The clinical significance of retinal vessels as a cardiovascular risk factor has been generally accepted.15, 16, 17, 18, 19, 20 Therefore, the assessment of vessel diameters is highly desirable. OCT technologies have greatly improved; however, future OCT technologies such as the combination of adaptive optics and OCT will have a higher resolution that will enable observation at the cellular level in the near future.21 Vessel measurement via fundus photography also has advantages, including simple and semiautomated measurement. However, the accuracy of fundus photography may be lower compared with that of OCT.22 Our new methodology involving intensity graph-assisted vessel measurements using SD-OCT may provide a new direction for future software development, which may in turn lead to automated vessel wall quantification on intensity graphs from SD-OCT scans. Thus, SD-OCT itself could be used as an alternative, noninvasive tool for assessing retinal vessels as a cardiovascular risk factor.

The strength of the present study was that the intensity graph-assisted measurements of vessel parameters could be a more objective measurement compared with a direct measurement using the Image J software (National Institutes of Health). The major limitation of our study was the lack of a comparison with previously validated vessel diameter measurements such as ‘IVAN’. It is essential to increase the reliability of measurements compared with conventional methods, but it was sometimes difficult to obtain complete information via the circular scan of OCT images of the top six arteries or veins by size. Thus, further studies are needed involving comparisons of arteriovenous ratios among selected subjects using high-quality images. The intereye correlation may have duplicated the effect on the value of the vessel parameter; therefore, the parameters of the vessel wall may have also affected by the participant factor. In this case, if one participant had a retinal vessel with a relatively large diameter, this could affect the mean value of retinal vessel parameter by a factor of two. The four major vessels from the disc in one eye showed different characteristics when measuring parameters. Therefore, each vessel may be able to be applied independently on a limited basis when accessing the reliability based on ICC. In addition, our study was comprised of a relatively small sample size, which resulted in a reduced representation of parameters such as arterial diameter.

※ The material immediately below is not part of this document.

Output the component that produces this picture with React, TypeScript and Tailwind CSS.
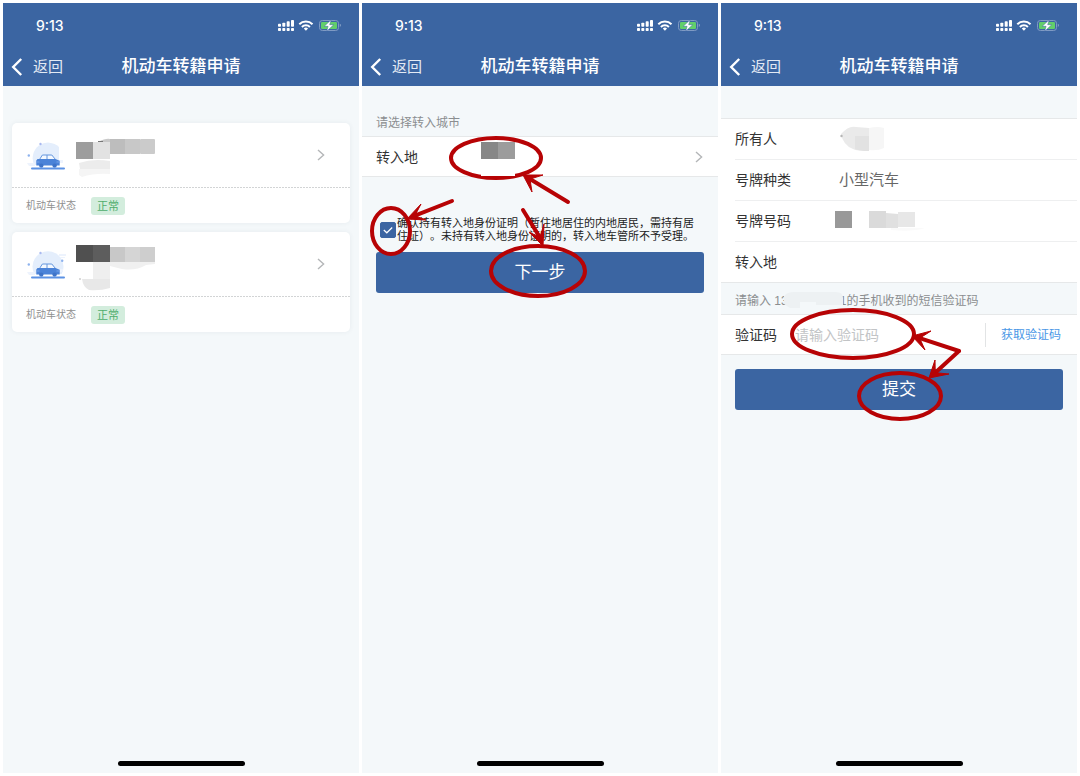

In conclusion, in the present study we have introduced new methodology involving intensity graph-assisted vessel measurements using SD-OCT, which provided more objective information in identifying vessel structure boundaries, compared with direct measurements using the Image J software (National Institutes of Health). Furthermore, measurements of vessel parameters, including the lumen and wall using SD-OCT, showed good reliability. However, reproducibility of outer wall thicknesses was the lowest compared with other vessel parameters, including lumen diameter, inner wall thickness, and the mean value of the inner and outer wall thicknesses. Therefore, an average value of the inner wall and outer walls, or the inner wall alone, were best in assessing the vessel, but caution is advised in using only the outer wall alone as representative of wall thickness.